The problem -> Quote the listing below in its entirety, omitting every image.

::::::

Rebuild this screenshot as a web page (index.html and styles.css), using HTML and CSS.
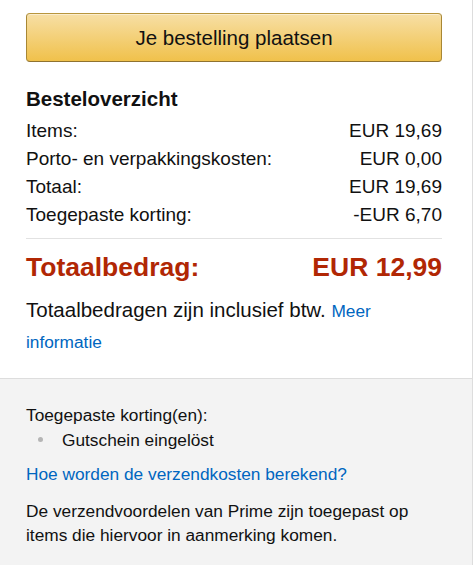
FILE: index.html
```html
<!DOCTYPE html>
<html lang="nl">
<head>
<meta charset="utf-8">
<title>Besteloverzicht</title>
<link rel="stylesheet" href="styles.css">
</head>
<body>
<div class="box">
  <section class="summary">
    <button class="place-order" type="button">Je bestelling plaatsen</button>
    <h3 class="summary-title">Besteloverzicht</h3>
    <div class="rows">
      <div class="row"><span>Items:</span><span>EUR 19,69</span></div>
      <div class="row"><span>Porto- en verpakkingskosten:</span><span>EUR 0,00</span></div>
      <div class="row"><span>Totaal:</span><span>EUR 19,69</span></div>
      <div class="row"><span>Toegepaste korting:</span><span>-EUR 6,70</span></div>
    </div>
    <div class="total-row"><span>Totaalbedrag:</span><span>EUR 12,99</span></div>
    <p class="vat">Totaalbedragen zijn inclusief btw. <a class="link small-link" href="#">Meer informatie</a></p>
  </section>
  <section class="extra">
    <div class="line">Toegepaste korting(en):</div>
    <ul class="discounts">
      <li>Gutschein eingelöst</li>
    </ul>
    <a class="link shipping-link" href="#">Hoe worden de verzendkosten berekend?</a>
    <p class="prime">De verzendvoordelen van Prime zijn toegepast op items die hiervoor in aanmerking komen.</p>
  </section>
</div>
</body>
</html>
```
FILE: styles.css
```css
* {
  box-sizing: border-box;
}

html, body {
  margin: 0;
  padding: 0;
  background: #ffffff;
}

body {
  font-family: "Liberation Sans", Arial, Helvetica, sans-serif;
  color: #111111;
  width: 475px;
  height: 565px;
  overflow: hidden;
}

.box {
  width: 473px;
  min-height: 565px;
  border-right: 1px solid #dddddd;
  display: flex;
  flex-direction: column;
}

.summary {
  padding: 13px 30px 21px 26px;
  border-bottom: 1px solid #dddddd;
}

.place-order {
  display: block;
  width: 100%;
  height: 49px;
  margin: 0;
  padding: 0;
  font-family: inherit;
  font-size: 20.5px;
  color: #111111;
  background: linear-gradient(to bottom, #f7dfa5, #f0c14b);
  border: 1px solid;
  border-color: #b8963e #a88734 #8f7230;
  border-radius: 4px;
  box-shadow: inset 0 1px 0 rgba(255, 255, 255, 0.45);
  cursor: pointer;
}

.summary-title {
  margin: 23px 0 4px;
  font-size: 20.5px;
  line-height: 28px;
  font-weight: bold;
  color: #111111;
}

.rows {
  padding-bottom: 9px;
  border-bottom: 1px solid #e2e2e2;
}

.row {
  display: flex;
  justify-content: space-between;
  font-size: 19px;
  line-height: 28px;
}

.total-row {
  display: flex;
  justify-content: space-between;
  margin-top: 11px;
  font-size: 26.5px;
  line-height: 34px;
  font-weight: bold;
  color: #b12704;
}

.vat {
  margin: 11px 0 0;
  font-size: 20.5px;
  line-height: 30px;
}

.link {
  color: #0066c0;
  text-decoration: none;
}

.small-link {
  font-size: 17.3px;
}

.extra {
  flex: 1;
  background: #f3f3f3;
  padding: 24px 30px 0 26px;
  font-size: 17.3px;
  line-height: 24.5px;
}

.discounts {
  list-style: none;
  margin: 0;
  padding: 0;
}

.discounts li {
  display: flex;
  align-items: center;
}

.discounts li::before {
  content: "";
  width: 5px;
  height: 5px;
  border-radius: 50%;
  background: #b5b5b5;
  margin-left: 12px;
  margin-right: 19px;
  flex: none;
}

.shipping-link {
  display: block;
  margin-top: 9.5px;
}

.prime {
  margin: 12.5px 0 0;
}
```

::::::

Response ->
Rebuild this screenshot as a web page (index.html and styles.css), using HTML and CSS.
FILE: index.html
```html
<!DOCTYPE html>
<html lang="nl">
<head>
<meta charset="utf-8">
<title>Besteloverzicht</title>
<link rel="stylesheet" href="styles.css">
</head>
<body>
<div class="box">
  <section class="summary">
    <button class="place-order" type="button">Je bestelling plaatsen</button>
    <h3 class="summary-title">Besteloverzicht</h3>
    <div class="rows">
      <div class="row"><span>Items:</span><span>EUR 19,69</span></div>
      <div class="row"><span>Porto- en verpakkingskosten:</span><span>EUR 0,00</span></div>
      <div class="row"><span>Totaal:</span><span>EUR 19,69</span></div>
      <div class="row"><span>Toegepaste korting:</span><span>-EUR 6,70</span></div>
    </div>
    <div class="total-row"><span>Totaalbedrag:</span><span>EUR 12,99</span></div>
    <p class="vat">Totaalbedragen zijn inclusief btw. <a class="link small-link" href="#">Meer informatie</a></p>
  </section>
  <section class="extra">
    <div class="line">Toegepaste korting(en):</div>
    <ul class="discounts">
      <li>Gutschein eingelöst</li>
    </ul>
    <a class="link shipping-link" href="#">Hoe worden de verzendkosten berekend?</a>
    <p class="prime">De verzendvoordelen van Prime zijn toegepast op items die hiervoor in aanmerking komen.</p>
  </section>
</div>
</body>
</html>
```
FILE: styles.css
```css
* {
  box-sizing: border-box;
}

html, body {
  margin: 0;
  padding: 0;
  background: #ffffff;
}

body {
  font-family: "Liberation Sans", Arial, Helvetica, sans-serif;
  color: #111111;
  width: 475px;
  height: 565px;
  overflow: hidden;
}

.box {
  width: 473px;
  min-height: 565px;
  border-right: 1px solid #dddddd;
  display: flex;
  flex-direction: column;
}

.summary {
  padding: 13px 30px 21px 26px;
  border-bottom: 1px solid #dddddd;
}

.place-order {
  display: block;
  width: 100%;
  height: 49px;
  margin: 0;
  padding: 0;
  font-family: inherit;
  font-size: 20.5px;
  color: #111111;
  background: linear-gradient(to bottom, #f7dfa5, #f0c14b);
  border: 1px solid;
  border-color: #b8963e #a88734 #8f7230;
  border-radius: 4px;
  box-shadow: inset 0 1px 0 rgba(255, 255, 255, 0.45);
  cursor: pointer;
}

.summary-title {
  margin: 23px 0 4px;
  font-size: 20.5px;
  line-height: 28px;
  font-weight: bold;
  color: #111111;
}

.rows {
  padding-bottom: 9px;
  border-bottom: 1px solid #e2e2e2;
}

.row {
  display: flex;
  justify-content: space-between;
  font-size: 19px;
  line-height: 28px;
}

.total-row {
  display: flex;
  justify-content: space-between;
  margin-top: 11px;
  font-size: 26.5px;
  line-height: 34px;
  font-weight: bold;
  color: #b12704;
}

.vat {
  margin: 11px 0 0;
  font-size: 20.5px;
  line-height: 30px;
}

.link {
  color: #0066c0;
  text-decoration: none;
}

.small-link {
  font-size: 17.3px;
}

.extra {
  flex: 1;
  background: #f3f3f3;
  padding: 24px 30px 0 26px;
  font-size: 17.3px;
  line-height: 24.5px;
}

.discounts {
  list-style: none;
  margin: 0;
  padding: 0;
}

.discounts li {
  display: flex;
  align-items: center;
}

.discounts li::before {
  content: "";
  width: 5px;
  height: 5px;
  border-radius: 50%;
  background: #b5b5b5;
  margin-left: 12px;
  margin-right: 19px;
  flex: none;
}

.shipping-link {
  display: block;
  margin-top: 9.5px;
}

.prime {
  margin: 12.5px 0 0;
}
```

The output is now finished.